School's Out For Summer

Anticipating coffee and a bun on the second morning of the holidays, I was assaulted by the first Back to School display of summer. No sooner have the holidays begun than we're preparing for them to end: hardly had I dragged myself home on that final half day of term, than the postman assured me with a cheeky grin that the break would be 'gone before I knew it.'

Alice Cooper put well it in 1972.

Anticipating coffee and a bun on the second morning of the holidays, I was assaulted by the first Back to School display of summer. No sooner have the holidays begun than we're preparing for them to end: hardly had I dragged myself home on that final half day of term, than the postman assured me with a cheeky grin that the break would be 'gone before I knew it.' Faced with remarks like that, 'teacher's dirty looks' live on.

Just over a week in, far enough removed for nostalgia to retouch classroom or staffroom dramas, not far enough to banish the headaches and exhaustion, I'm wondering, though: we stop hearing the bell ring, we stop running by the busy timetables, but does school really get 'blown to pieces' in the summer months, or do we still keep learning from a curriculum we find elsewhere?

Just from reading today's Times, I have learned that, as a woman of moderately advancing years, I should be exercising at every opportunity. I should have the correct PE kit (with a designer label rather than a personalised name tape sewn securely in) for every activity, and should be investing in my future with an active present. Reading on, I should be gulping down various drinks to increase my brain power, and, if invited to a summer wedding, I should wear a fancy hair clip, because hats are terribly passé. If I find time to see a play, amid all this and the curated reading and viewing indicated sagely in the weekend papers, today's Times offers a guide on how, when and why I should applaud, so comprehensive that I feel tempted to give the piece a standing ovation... only that doing so would not be quite the thing. The very thought.

Everything around us starts to feel like school, once you start to think about it. The routines we create - the coffee breaks, the field trips, the 'sleepy time' on quiet afternoons. The pressure for social media updates, so reminiscent of the 'My News' interludes I used to dread in primary school, trying to apply convincing, glossy happiness to a quiet, normal day of reading and coffee and finding time between downpours for a walk. Summer fashion tyranny is worse than uniform: you dress for comfort, but then you're shamed by glossy magazine regulation lists. Those aren't this year's sandals, and you should be wearing a neon top, even though you know it'll make your face look like a luminous green highlighter on the brink of running out.
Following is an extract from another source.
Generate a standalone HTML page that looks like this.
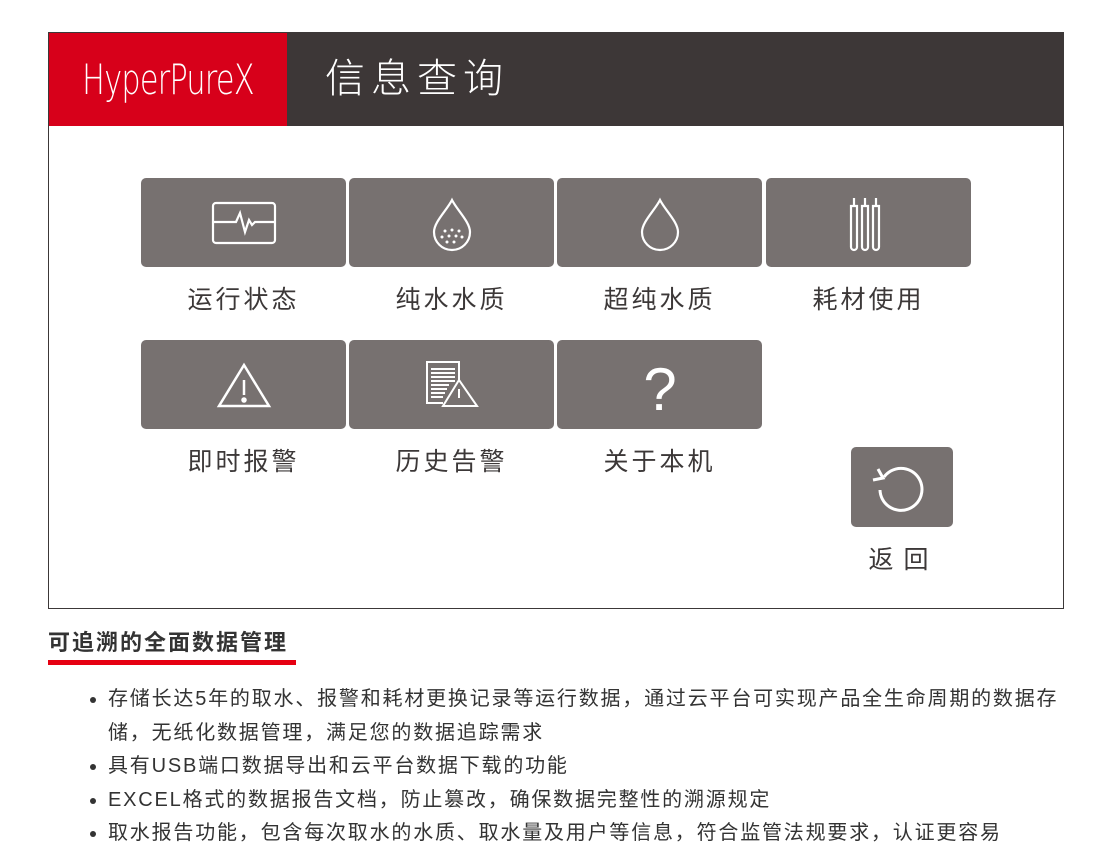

Your PE kit isn't right: it may be inoffensive, but will attract those changing room glances of disparagement. No: my trainers aren't New Balance and my kit's not LuluLemon. I didn't shop at the de rigeur supplier, Net a Sporter, but at least it's not the ceremonial dress of the Scottish Commonwealth Games team. Trying out a workout DVD, I remember the ironic asides which probably stopped me becoming a Senior Prefect: as I'm urged not to 'phone it in' because the pain I'm experiencing is 'fear leaving the body', via the motivational deixis of 'you want to look like this, you gotta work like that,' all I can do is snigger at my inexpertise, as I trip over my own feet en route to a double jump-rope. 'I will see you tomorrow,' the trainer says meaningfully, and I feel chastened for a moment, remembering that childhood fear that the people on TV could see me, just like I saw them.

There are no classes; no bells to make us jump to deadline or attention. 'School's out completely.' So why are we setting each other -and ourselves- deadlines, attainment objectives, targets for improvement? Like my status. Answer my message: now, the bell invites you. Filter your account of your life to make it look more perfect, to make yourself seem happier than it's reasonable for anyone to be. It's as if we're all subject to inspection by one another, and can't afford to present as anything other than outstanding, in a terrifying world where 'satisfactory' has been reworded as 'requires improvement'.

Coffee tastes the same whether it has an Instagram filter or not. I am no better at being on holiday than I am at work: I'm just as likely to get it wrong. School may be out for summer, but I never want to stop learning. But when the curriculum hidden on all sides, in the glossy magazines, shop window displays and messages appearing on a newsfeed or a phone, is that nothing's quite good enough unless it's better than it's really possible to be, then maybe that indicates a school of thought which really does need to be 'blown to pieces'.

Maybe that really is a kind of learning to which I might not go back at all.